⟨

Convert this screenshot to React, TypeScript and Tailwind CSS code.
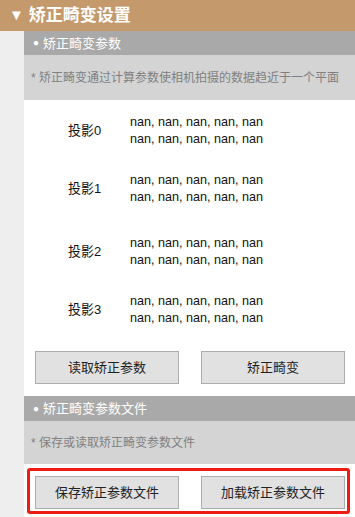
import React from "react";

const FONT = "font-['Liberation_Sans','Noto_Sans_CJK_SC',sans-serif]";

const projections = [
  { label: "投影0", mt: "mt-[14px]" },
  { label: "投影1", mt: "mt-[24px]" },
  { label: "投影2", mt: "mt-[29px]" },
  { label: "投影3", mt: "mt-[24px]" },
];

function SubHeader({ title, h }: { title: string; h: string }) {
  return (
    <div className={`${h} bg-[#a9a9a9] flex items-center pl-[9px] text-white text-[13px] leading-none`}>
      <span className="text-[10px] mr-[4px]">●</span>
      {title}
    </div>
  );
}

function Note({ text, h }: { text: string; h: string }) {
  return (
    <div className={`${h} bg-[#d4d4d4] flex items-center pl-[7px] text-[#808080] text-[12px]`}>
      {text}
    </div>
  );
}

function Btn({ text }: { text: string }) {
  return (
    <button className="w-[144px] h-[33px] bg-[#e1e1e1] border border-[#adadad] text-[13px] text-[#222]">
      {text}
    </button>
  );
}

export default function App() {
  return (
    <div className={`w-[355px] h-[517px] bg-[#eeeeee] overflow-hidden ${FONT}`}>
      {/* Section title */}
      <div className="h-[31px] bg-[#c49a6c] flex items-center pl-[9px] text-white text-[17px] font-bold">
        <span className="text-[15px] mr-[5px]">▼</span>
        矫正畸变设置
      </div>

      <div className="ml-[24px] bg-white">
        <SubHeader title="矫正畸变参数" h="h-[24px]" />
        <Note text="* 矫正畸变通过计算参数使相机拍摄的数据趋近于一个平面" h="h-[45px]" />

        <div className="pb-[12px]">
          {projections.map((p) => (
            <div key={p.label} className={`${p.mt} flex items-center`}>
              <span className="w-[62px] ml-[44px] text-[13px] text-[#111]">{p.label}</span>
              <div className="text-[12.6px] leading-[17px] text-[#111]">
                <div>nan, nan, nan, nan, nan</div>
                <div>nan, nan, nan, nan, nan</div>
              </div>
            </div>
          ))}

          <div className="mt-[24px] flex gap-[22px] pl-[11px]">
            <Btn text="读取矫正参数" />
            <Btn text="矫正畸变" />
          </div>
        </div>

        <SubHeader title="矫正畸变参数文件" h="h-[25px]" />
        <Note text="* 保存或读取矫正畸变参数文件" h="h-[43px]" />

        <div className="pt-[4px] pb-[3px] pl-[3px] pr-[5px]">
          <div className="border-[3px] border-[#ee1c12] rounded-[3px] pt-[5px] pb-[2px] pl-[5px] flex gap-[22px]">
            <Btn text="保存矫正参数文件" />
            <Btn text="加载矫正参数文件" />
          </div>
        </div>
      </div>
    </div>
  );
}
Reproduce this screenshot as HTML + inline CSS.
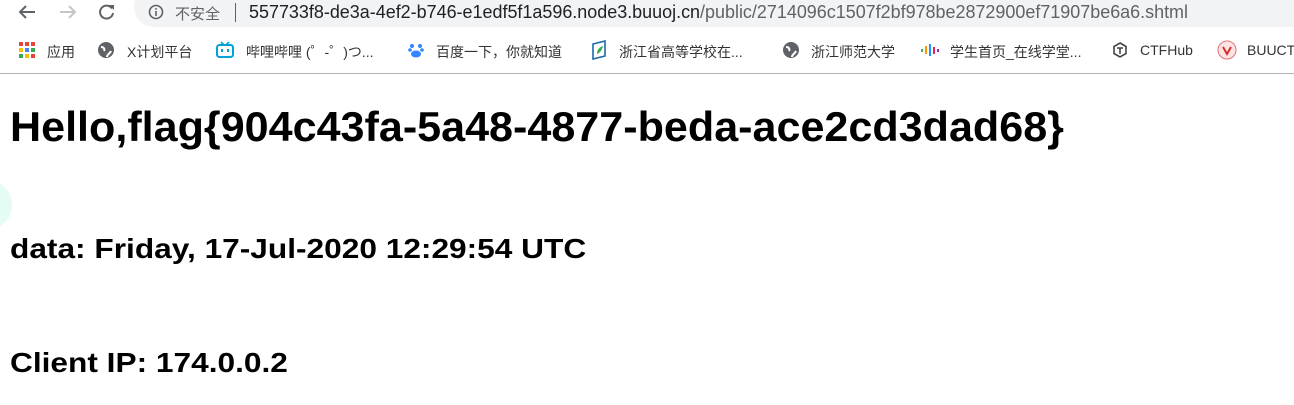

⟩

- [Task prompt] Exclude the images, then output the data above word for word.

- [Response below]
Convert this screenshot to React, TypeScript and Tailwind CSS code.
import React from "react";

const FONT = "font-['Liberation_Sans','Noto_Sans_CJK_SC',sans-serif]";

const projections = [
  { label: "投影0", mt: "mt-[14px]" },
  { label: "投影1", mt: "mt-[24px]" },
  { label: "投影2", mt: "mt-[29px]" },
  { label: "投影3", mt: "mt-[24px]" },
];

function SubHeader({ title, h }: { title: string; h: string }) {
  return (
    <div className={`${h} bg-[#a9a9a9] flex items-center pl-[9px] text-white text-[13px] leading-none`}>
      <span className="text-[10px] mr-[4px]">●</span>
      {title}
    </div>
  );
}

function Note({ text, h }: { text: string; h: string }) {
  return (
    <div className={`${h} bg-[#d4d4d4] flex items-center pl-[7px] text-[#808080] text-[12px]`}>
      {text}
    </div>
  );
}

function Btn({ text }: { text: string }) {
  return (
    <button className="w-[144px] h-[33px] bg-[#e1e1e1] border border-[#adadad] text-[13px] text-[#222]">
      {text}
    </button>
  );
}

export default function App() {
  return (
    <div className={`w-[355px] h-[517px] bg-[#eeeeee] overflow-hidden ${FONT}`}>
      {/* Section title */}
      <div className="h-[31px] bg-[#c49a6c] flex items-center pl-[9px] text-white text-[17px] font-bold">
        <span className="text-[15px] mr-[5px]">▼</span>
        矫正畸变设置
      </div>

      <div className="ml-[24px] bg-white">
        <SubHeader title="矫正畸变参数" h="h-[24px]" />
        <Note text="* 矫正畸变通过计算参数使相机拍摄的数据趋近于一个平面" h="h-[45px]" />

        <div className="pb-[12px]">
          {projections.map((p) => (
            <div key={p.label} className={`${p.mt} flex items-center`}>
              <span className="w-[62px] ml-[44px] text-[13px] text-[#111]">{p.label}</span>
              <div className="text-[12.6px] leading-[17px] text-[#111]">
                <div>nan, nan, nan, nan, nan</div>
                <div>nan, nan, nan, nan, nan</div>
              </div>
            </div>
          ))}

          <div className="mt-[24px] flex gap-[22px] pl-[11px]">
            <Btn text="读取矫正参数" />
            <Btn text="矫正畸变" />
          </div>
        </div>

        <SubHeader title="矫正畸变参数文件" h="h-[25px]" />
        <Note text="* 保存或读取矫正畸变参数文件" h="h-[43px]" />

        <div className="pt-[4px] pb-[3px] pl-[3px] pr-[5px]">
          <div className="border-[3px] border-[#ee1c12] rounded-[3px] pt-[5px] pb-[2px] pl-[5px] flex gap-[22px]">
            <Btn text="保存矫正参数文件" />
            <Btn text="加载矫正参数文件" />
          </div>
        </div>
      </div>
    </div>
  );
}
Reproduce this screenshot as HTML + inline CSS.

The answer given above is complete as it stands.